> _Records for the exercise_:
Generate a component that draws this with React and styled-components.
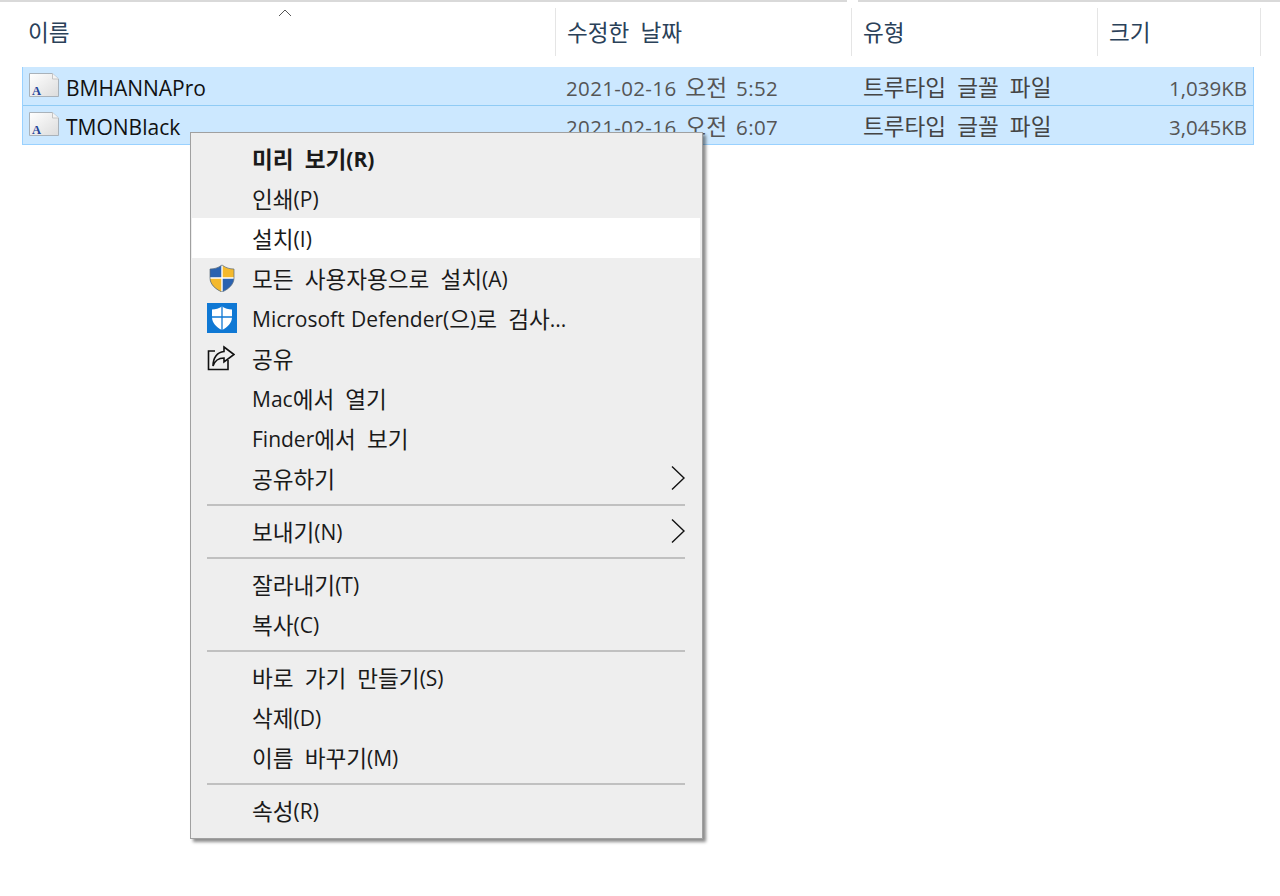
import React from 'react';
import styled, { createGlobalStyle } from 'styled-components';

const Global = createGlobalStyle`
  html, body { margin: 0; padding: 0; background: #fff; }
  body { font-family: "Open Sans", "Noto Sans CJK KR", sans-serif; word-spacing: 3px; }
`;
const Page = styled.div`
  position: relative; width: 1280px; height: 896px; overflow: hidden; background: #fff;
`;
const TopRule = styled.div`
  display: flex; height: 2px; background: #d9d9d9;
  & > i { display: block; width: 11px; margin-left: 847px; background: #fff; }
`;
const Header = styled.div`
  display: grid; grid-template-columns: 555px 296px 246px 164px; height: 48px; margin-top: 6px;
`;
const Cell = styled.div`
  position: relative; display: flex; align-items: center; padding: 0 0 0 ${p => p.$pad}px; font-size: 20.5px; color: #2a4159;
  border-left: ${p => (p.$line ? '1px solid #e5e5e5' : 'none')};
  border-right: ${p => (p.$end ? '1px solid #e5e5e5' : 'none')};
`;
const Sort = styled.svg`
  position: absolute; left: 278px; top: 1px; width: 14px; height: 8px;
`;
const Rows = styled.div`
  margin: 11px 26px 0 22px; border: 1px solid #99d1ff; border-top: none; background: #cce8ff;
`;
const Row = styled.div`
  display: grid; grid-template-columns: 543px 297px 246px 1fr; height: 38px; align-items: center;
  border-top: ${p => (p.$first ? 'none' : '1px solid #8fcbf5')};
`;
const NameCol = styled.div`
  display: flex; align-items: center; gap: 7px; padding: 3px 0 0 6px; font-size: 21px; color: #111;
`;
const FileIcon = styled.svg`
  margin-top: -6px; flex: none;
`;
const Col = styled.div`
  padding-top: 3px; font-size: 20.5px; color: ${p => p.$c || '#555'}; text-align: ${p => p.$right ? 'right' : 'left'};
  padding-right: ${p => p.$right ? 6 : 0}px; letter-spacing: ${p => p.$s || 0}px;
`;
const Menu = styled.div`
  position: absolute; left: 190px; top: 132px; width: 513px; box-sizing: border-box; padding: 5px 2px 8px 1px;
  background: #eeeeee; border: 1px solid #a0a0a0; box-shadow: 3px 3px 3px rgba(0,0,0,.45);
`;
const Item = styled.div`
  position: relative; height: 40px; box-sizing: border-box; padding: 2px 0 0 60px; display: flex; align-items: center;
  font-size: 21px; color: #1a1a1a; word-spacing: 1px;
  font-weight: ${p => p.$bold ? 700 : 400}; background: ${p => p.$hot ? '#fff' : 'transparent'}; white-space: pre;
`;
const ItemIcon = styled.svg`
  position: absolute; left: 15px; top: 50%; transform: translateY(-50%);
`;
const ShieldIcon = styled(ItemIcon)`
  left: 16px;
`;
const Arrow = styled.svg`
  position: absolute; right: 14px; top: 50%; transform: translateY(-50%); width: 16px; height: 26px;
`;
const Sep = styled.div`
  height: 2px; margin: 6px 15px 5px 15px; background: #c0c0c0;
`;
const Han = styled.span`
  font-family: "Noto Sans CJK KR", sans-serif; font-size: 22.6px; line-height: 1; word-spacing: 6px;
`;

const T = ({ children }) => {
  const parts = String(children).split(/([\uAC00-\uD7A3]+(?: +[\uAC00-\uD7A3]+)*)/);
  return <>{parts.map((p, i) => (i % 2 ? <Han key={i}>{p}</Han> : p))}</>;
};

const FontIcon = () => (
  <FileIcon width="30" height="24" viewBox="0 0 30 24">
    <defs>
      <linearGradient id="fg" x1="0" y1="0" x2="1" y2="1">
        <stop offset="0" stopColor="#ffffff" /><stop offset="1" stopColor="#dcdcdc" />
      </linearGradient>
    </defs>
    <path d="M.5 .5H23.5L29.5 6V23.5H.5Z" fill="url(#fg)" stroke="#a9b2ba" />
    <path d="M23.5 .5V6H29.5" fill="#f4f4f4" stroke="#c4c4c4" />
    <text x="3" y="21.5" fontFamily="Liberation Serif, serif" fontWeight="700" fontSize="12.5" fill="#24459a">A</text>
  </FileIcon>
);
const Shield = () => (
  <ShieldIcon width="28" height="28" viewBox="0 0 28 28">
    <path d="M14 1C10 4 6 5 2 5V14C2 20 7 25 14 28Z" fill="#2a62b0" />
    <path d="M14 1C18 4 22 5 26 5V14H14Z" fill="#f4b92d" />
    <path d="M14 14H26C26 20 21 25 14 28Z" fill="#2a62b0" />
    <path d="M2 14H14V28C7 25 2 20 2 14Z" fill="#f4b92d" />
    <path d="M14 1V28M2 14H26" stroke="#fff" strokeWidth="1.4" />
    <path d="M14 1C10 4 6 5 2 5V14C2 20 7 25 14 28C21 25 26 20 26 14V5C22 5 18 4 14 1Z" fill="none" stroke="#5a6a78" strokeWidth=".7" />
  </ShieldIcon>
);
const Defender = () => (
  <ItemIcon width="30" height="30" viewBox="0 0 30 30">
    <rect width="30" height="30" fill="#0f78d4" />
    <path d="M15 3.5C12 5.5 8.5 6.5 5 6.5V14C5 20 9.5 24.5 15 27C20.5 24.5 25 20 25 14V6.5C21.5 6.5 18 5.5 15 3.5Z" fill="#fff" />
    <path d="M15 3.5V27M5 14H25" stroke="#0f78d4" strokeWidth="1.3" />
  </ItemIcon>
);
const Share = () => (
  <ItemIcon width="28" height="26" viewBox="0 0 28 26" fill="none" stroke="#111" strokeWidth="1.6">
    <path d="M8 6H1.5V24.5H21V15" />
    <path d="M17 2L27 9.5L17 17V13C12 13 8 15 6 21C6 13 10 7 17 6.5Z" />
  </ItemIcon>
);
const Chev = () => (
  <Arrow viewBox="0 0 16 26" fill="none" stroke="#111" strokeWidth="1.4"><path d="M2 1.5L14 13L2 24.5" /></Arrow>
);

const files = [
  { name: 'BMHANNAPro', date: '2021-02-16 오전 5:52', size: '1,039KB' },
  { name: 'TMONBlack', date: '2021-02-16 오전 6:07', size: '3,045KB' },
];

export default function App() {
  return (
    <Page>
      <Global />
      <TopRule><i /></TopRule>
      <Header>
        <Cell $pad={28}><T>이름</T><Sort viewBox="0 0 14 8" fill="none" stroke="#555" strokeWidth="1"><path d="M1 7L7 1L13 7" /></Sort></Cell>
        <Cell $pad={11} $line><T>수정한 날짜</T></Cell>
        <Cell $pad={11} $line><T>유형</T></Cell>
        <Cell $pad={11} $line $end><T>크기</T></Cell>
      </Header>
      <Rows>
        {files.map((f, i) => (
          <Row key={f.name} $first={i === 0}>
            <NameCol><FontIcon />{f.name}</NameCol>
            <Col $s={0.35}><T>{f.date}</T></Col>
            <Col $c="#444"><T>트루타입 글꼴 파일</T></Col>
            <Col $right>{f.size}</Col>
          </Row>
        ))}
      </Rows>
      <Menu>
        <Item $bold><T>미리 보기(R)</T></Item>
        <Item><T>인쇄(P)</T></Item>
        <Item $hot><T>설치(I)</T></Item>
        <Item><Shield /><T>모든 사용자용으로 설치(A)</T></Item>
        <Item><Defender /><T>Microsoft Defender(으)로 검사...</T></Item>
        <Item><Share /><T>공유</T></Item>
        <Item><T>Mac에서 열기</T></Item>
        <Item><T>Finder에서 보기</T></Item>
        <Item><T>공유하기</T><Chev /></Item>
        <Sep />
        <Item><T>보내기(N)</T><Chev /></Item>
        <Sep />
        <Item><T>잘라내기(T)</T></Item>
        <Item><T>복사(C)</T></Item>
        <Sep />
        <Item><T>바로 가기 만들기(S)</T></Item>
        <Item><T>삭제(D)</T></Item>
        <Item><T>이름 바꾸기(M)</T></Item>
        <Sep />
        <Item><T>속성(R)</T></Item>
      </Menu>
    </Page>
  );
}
---
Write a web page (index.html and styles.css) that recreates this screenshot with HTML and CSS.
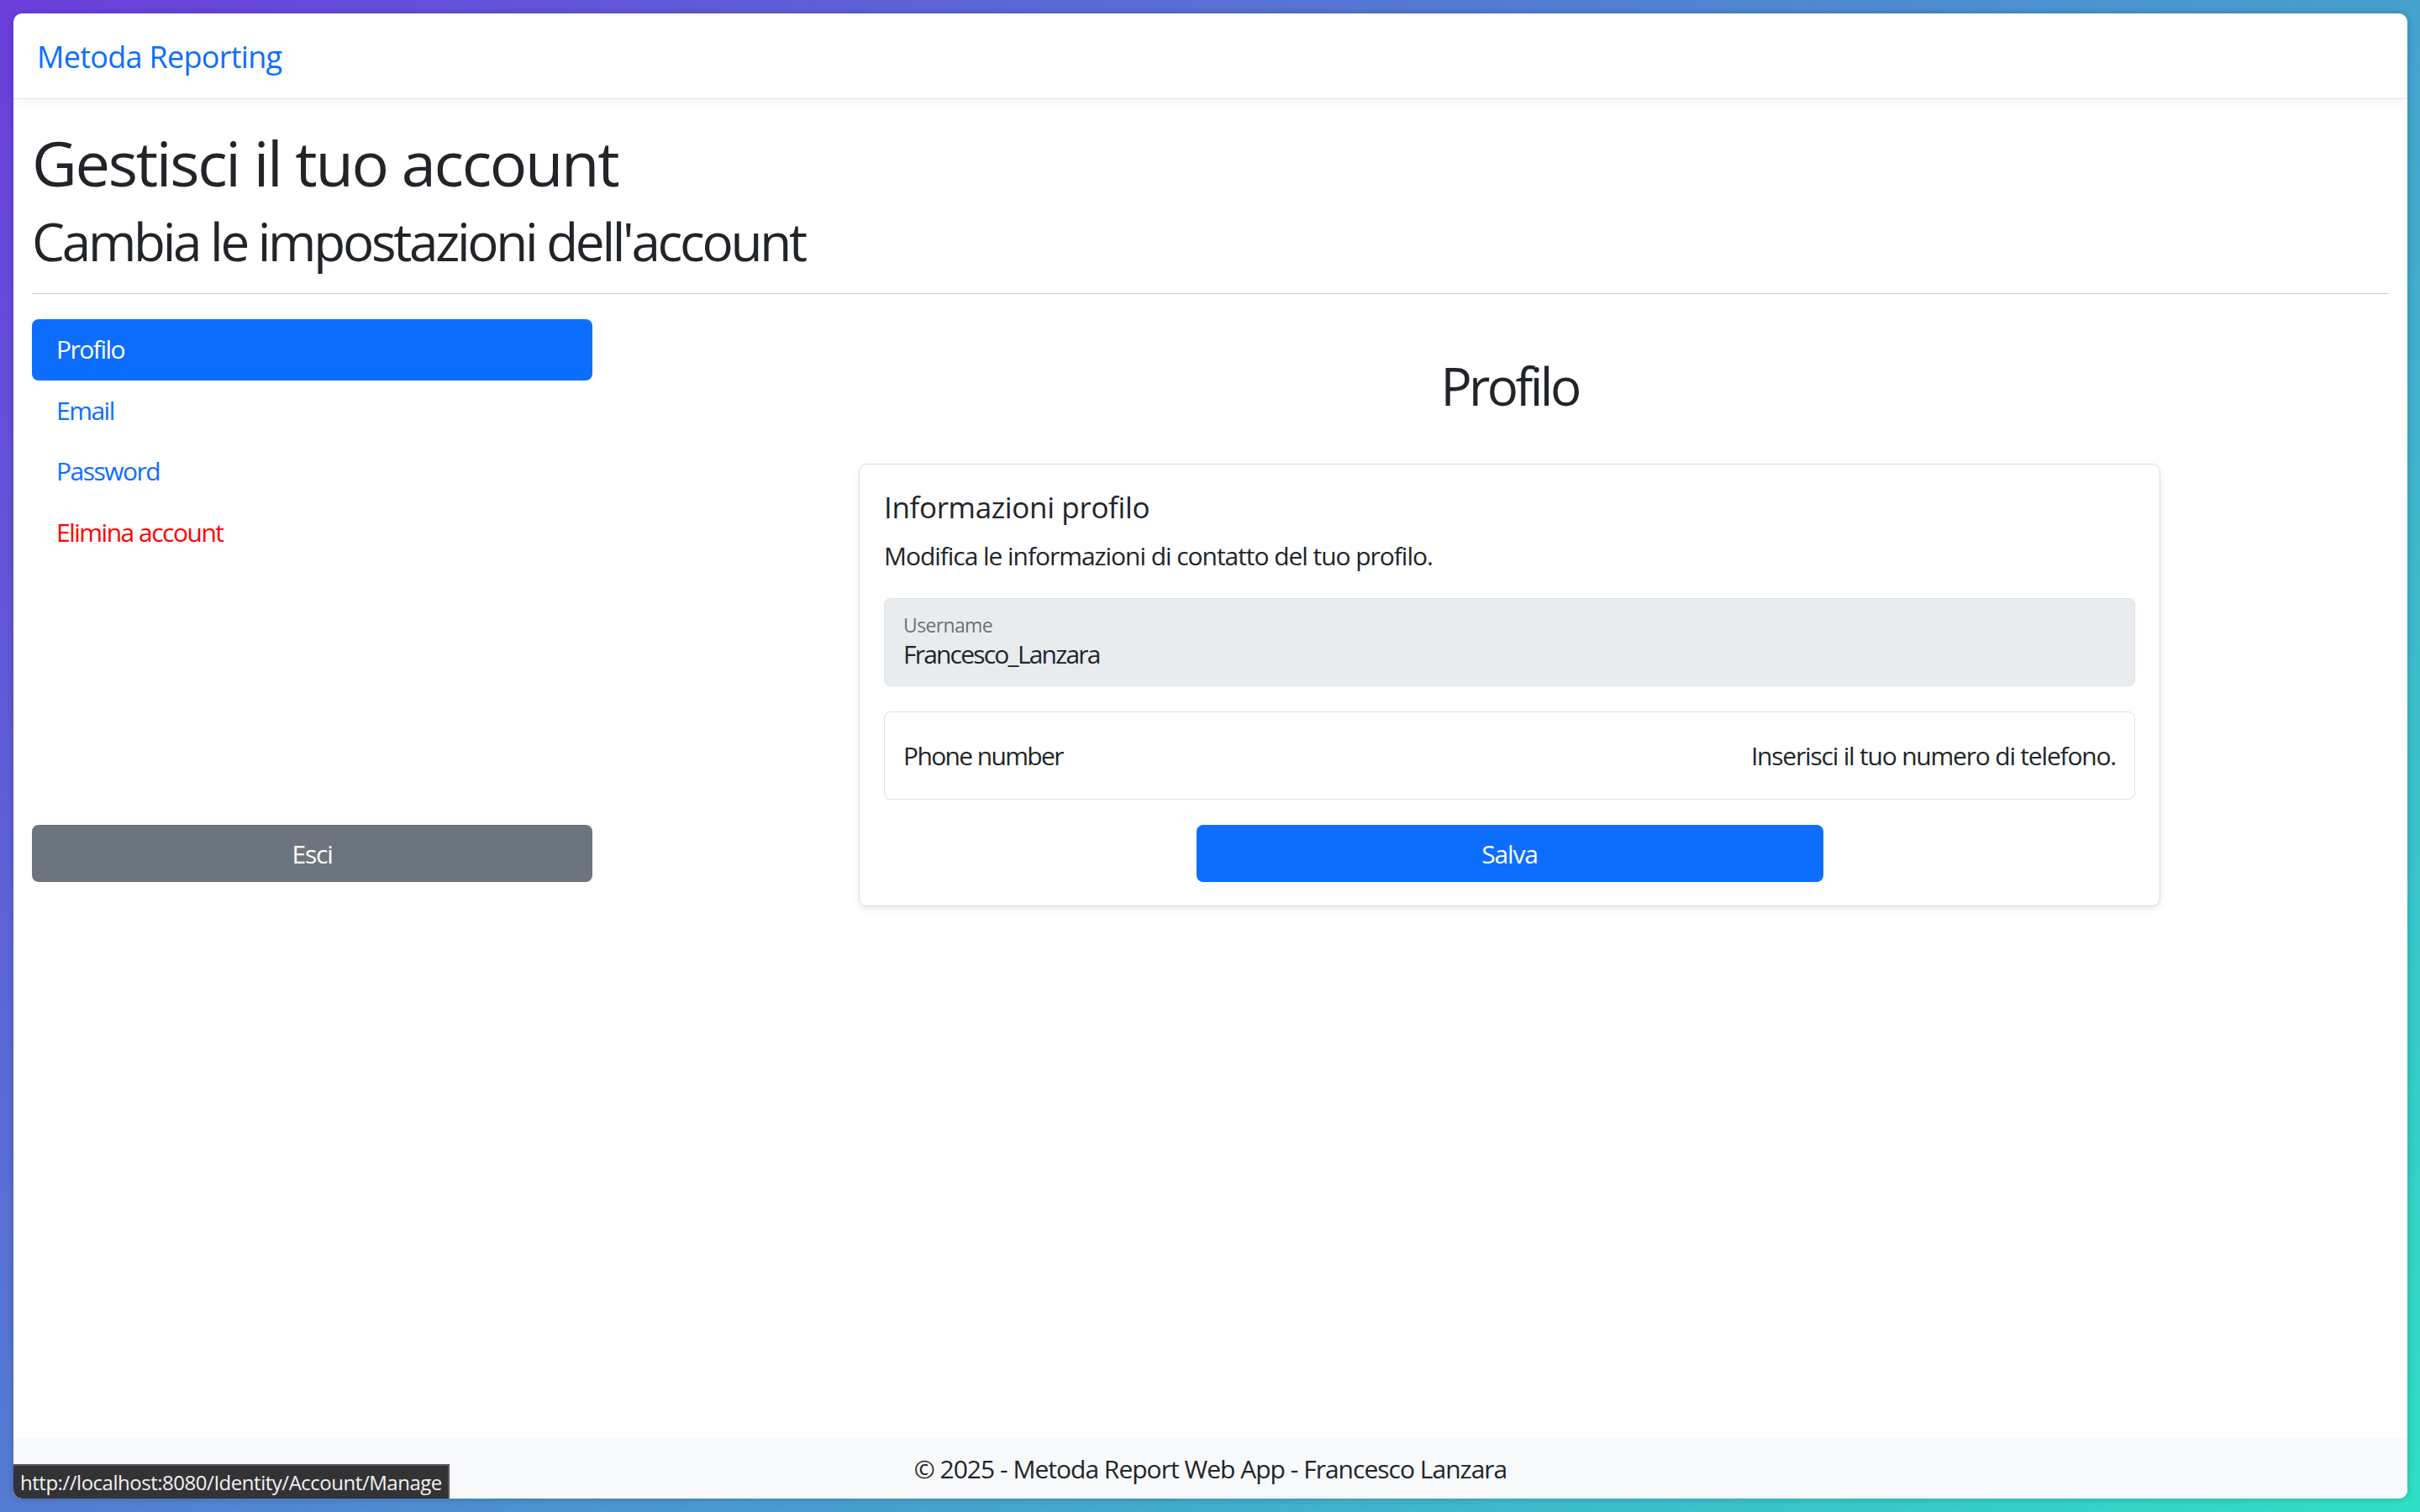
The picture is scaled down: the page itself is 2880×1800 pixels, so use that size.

> _Your goal_: Pick out the lines that include the word "with" and write them out.

> _Exercise result_:
Generate a component that draws this with React and styled-components.
Write a web page (index.html and styles.css) that recreates this screenshot with HTML and CSS.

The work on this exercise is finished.